The problem with the command above is that it only works on certain video files, and obviously we would like to convert any video file that mplayer can play. It seems that there are several bugs in mplayer/mencoder that disallow this (try the command above on your average avi file and mencoder will crash with a segfault), so we have to take a work-around. We will convert the video in two steps: first convert the source to an intermediary format, next convert this format with the command above to the final result. To avoid quality loss and extra CPU load, the intermediary format is the raw, uncompressed video format. This format takes about 4.5MB per second, so we don’t want to store it on disk, but pipe it directly from one mencoder into the next. To accomplish this we need to redirect any other output from mencoder to somewhere else (so that only the audio/video data reaches the next mencoder, not the status information). Furthermore, we need to keep the first mencoder from wanting to seek in the file it writes; When writing avi-files, mencoder updates the avi header every couple of hundred megabytes, by seeking to the beginning of the file and writing the header – this obviously cannot be done with a pipe. The -noodml tag fixes this problem, but another problem persists: the second mencoder (behind the pipe) expects the maximum avi size to be 4GB (which is reached in 15 minutes), so after 15 minutes encoding stops. The only solution I’ve found to this is not using the avi container, but the asf container (the mpeg container and other containers have other problems, only asf seems to work).

So the encoding part of the file looks like this:

/usr/bin/mencoder "$1"
                -of lavf -lavfopts format=asf
                -oac pcm -af resample=44100:0:1
                -ovc raw -vf scale=400:224 -ofps $FPS
                -o /dev/fd/3 3>&1 >/var/log/mencoder/1 2>&1 |
        /usr/bin/mencoder /dev/stdin
                -of lavf -lavfopts format=flv
                -af resample=44100:0:1 -af channels=2 -oac mp3lame -lameopts cbr:br=128 -mc 0
                -ovc lavc -lavcopts vcodec=flv:vbitrate=2500:autoaspect:vratetol=1000:keyint=1 -ofps $FPS
                -o "$2" > /var/log/mencoder/2 2>&1

The first mencoder sets the correct resoltion, framerate and audio options, and outputs it to a filedescriptor called /dev/fd/3. The little filedescriptor magic afterwards redirects this filedescriptor 3 to stdout, while directing stdout en stderr to a logfile. Both the input and the output are files. For the wiidiaplayer all sources are (for now) files, and I render to a temporary directory as well, to improve caching and enable seeking in the video.

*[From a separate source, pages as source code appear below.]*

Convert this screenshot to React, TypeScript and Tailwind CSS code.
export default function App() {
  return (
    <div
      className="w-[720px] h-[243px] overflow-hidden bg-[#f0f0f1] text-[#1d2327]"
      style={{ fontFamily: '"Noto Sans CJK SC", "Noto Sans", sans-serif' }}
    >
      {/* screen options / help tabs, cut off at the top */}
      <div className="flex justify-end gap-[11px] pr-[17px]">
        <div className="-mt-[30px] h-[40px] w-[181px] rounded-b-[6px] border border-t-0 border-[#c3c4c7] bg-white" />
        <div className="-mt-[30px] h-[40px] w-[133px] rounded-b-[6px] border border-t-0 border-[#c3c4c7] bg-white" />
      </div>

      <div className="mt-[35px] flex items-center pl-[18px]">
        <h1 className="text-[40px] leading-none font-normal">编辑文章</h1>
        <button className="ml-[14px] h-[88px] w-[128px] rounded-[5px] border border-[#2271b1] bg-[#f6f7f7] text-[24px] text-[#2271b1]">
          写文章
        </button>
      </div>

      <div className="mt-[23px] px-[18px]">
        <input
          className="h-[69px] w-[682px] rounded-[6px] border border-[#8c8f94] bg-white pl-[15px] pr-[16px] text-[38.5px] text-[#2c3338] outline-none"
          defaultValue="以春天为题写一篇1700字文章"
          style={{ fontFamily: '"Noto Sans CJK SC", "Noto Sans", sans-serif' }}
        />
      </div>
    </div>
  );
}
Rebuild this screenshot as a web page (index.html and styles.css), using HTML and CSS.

To this we add some extra padding that lowers the priority of the encoders (to avoid the computer locking up when coding), and some code that makes sure all child processes end when the parent process is killed, and that’s the full conversion script:


function getmencoderchildids {
    ps --ppid $$ | awk '$4=="mencoder" {print $1}'

function stop_encoding {
 echo "now stopping"
 for mypid in $PIDS; do
 	kill $mypid > /dev/null 2&>1;
 sleep 2;
 for mypid in $PIDS; do
 	kill -9 $mypid > /dev/null 2&>1;

trap stop_encoding TERM;
trap stop_encoding EXIT;


nice -n 2 /usr/bin/mencoder "$1"
	        -of lavf -lavfopts format=asf
                -oac pcm -af resample=44100:0:1
                -ovc raw -vf scale=400:224 -ofps $FPS
                -o /dev/fd/3 3>&1 >/var/log/mencoder/1 2>&1 |
        nice -n 1 /usr/bin/mencoder /dev/stdin
        		-of lavf -lavfopts format=flv
        		-af resample=44100:0:1 -af channels=2 -oac mp3lame -lameopts cbr:br=128 -mc 0
        		-ovc lavc -lavcopts vcodec=flv:vbitrate=2500:autoaspect:vratetol=1000:keyint=1 -ofps $FPS
        		-o "$2" > /var/log/mencoder/2 2>&1 &
while [ -n "$(getmencoderchildids)" ]; do
 echo "$(getmencoderchildids)"
 sleep 1;

Nothing is as irritating as stuttering image or sound in the video you just put up on your big-screen TV. In the Wiidiaplayer, this stottering can come from 2 sources. Either the Wii doesn’t get the video and audio-data fast enough; this might be either the fault of the network, of the video-source, or the encoding program. Of these problems, only the encoding speed is of interest to me, the network is fast enough (11MBit), and the video source is a local video file. The problems in file-encoding wil be discussed in a separate blog entry.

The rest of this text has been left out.